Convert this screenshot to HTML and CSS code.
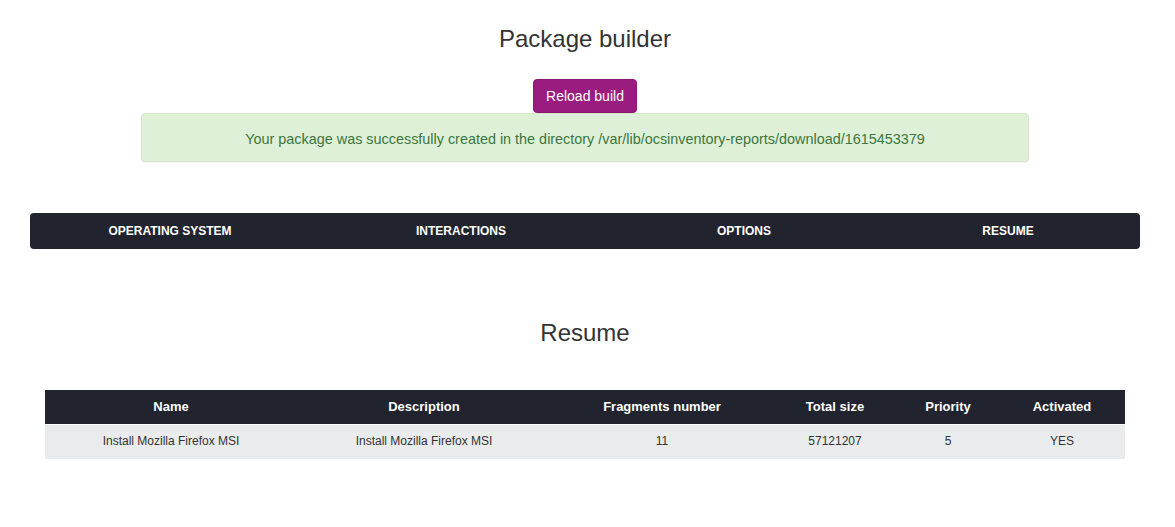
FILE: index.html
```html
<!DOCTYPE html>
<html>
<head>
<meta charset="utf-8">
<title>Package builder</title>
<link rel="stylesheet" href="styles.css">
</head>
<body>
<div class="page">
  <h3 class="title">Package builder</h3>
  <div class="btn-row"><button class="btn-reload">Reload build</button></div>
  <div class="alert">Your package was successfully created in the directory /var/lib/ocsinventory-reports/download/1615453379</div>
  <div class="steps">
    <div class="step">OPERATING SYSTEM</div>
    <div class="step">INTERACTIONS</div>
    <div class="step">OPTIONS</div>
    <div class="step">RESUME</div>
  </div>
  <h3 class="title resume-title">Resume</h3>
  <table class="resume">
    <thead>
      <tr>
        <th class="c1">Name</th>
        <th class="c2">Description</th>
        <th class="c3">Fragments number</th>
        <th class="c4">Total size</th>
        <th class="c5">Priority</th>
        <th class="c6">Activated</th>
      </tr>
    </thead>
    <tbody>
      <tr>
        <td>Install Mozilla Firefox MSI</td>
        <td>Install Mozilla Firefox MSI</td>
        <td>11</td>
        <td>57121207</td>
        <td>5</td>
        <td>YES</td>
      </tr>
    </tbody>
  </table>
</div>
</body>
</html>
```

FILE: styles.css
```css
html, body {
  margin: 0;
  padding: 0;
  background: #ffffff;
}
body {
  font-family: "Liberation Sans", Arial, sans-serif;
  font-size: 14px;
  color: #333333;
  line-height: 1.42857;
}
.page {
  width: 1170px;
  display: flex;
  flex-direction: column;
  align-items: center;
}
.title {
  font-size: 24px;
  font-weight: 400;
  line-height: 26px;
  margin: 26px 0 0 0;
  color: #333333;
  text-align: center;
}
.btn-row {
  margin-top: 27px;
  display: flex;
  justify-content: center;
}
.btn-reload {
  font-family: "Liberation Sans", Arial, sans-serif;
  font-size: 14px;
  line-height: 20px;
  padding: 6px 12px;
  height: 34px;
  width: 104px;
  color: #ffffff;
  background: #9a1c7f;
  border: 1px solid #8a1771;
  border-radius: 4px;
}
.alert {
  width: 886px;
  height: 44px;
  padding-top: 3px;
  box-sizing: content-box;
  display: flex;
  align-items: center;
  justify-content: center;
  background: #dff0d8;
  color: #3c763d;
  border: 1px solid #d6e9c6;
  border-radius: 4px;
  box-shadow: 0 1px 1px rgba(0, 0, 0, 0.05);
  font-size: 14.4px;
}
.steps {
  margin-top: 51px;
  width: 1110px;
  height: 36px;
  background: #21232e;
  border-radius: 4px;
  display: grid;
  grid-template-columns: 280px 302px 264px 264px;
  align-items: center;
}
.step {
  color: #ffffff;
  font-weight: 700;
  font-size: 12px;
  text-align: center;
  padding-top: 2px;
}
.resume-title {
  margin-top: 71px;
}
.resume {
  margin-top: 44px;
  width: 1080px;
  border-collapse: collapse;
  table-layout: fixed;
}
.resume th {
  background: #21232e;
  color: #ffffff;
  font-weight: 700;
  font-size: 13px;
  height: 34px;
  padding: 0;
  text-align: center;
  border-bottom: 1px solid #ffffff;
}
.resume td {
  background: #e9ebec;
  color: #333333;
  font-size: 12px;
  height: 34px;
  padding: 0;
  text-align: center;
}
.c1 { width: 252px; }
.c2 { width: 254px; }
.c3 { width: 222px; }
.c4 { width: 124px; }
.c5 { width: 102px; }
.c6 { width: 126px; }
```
-.-.-
Copy out all of the data word for word. Do not carry over any picture.

*RESULT BELOW*
Convert this screenshot to HTML and CSS code.
FILE: index.html
```html
<!DOCTYPE html>
<html>
<head>
<meta charset="utf-8">
<title>Package builder</title>
<link rel="stylesheet" href="styles.css">
</head>
<body>
<div class="page">
  <h3 class="title">Package builder</h3>
  <div class="btn-row"><button class="btn-reload">Reload build</button></div>
  <div class="alert">Your package was successfully created in the directory /var/lib/ocsinventory-reports/download/1615453379</div>
  <div class="steps">
    <div class="step">OPERATING SYSTEM</div>
    <div class="step">INTERACTIONS</div>
    <div class="step">OPTIONS</div>
    <div class="step">RESUME</div>
  </div>
  <h3 class="title resume-title">Resume</h3>
  <table class="resume">
    <thead>
      <tr>
        <th class="c1">Name</th>
        <th class="c2">Description</th>
        <th class="c3">Fragments number</th>
        <th class="c4">Total size</th>
        <th class="c5">Priority</th>
        <th class="c6">Activated</th>
      </tr>
    </thead>
    <tbody>
      <tr>
        <td>Install Mozilla Firefox MSI</td>
        <td>Install Mozilla Firefox MSI</td>
        <td>11</td>
        <td>57121207</td>
        <td>5</td>
        <td>YES</td>
      </tr>
    </tbody>
  </table>
</div>
</body>
</html>
```

FILE: styles.css
```css
html, body {
  margin: 0;
  padding: 0;
  background: #ffffff;
}
body {
  font-family: "Liberation Sans", Arial, sans-serif;
  font-size: 14px;
  color: #333333;
  line-height: 1.42857;
}
.page {
  width: 1170px;
  display: flex;
  flex-direction: column;
  align-items: center;
}
.title {
  font-size: 24px;
  font-weight: 400;
  line-height: 26px;
  margin: 26px 0 0 0;
  color: #333333;
  text-align: center;
}
.btn-row {
  margin-top: 27px;
  display: flex;
  justify-content: center;
}
.btn-reload {
  font-family: "Liberation Sans", Arial, sans-serif;
  font-size: 14px;
  line-height: 20px;
  padding: 6px 12px;
  height: 34px;
  width: 104px;
  color: #ffffff;
  background: #9a1c7f;
  border: 1px solid #8a1771;
  border-radius: 4px;
}
.alert {
  width: 886px;
  height: 44px;
  padding-top: 3px;
  box-sizing: content-box;
  display: flex;
  align-items: center;
  justify-content: center;
  background: #dff0d8;
  color: #3c763d;
  border: 1px solid #d6e9c6;
  border-radius: 4px;
  box-shadow: 0 1px 1px rgba(0, 0, 0, 0.05);
  font-size: 14.4px;
}
.steps {
  margin-top: 51px;
  width: 1110px;
  height: 36px;
  background: #21232e;
  border-radius: 4px;
  display: grid;
  grid-template-columns: 280px 302px 264px 264px;
  align-items: center;
}
.step {
  color: #ffffff;
  font-weight: 700;
  font-size: 12px;
  text-align: center;
  padding-top: 2px;
}
.resume-title {
  margin-top: 71px;
}
.resume {
  margin-top: 44px;
  width: 1080px;
  border-collapse: collapse;
  table-layout: fixed;
}
.resume th {
  background: #21232e;
  color: #ffffff;
  font-weight: 700;
  font-size: 13px;
  height: 34px;
  padding: 0;
  text-align: center;
  border-bottom: 1px solid #ffffff;
}
.resume td {
  background: #e9ebec;
  color: #333333;
  font-size: 12px;
  height: 34px;
  padding: 0;
  text-align: center;
}
.c1 { width: 252px; }
.c2 { width: 254px; }
.c3 { width: 222px; }
.c4 { width: 124px; }
.c5 { width: 102px; }
.c6 { width: 126px; }
```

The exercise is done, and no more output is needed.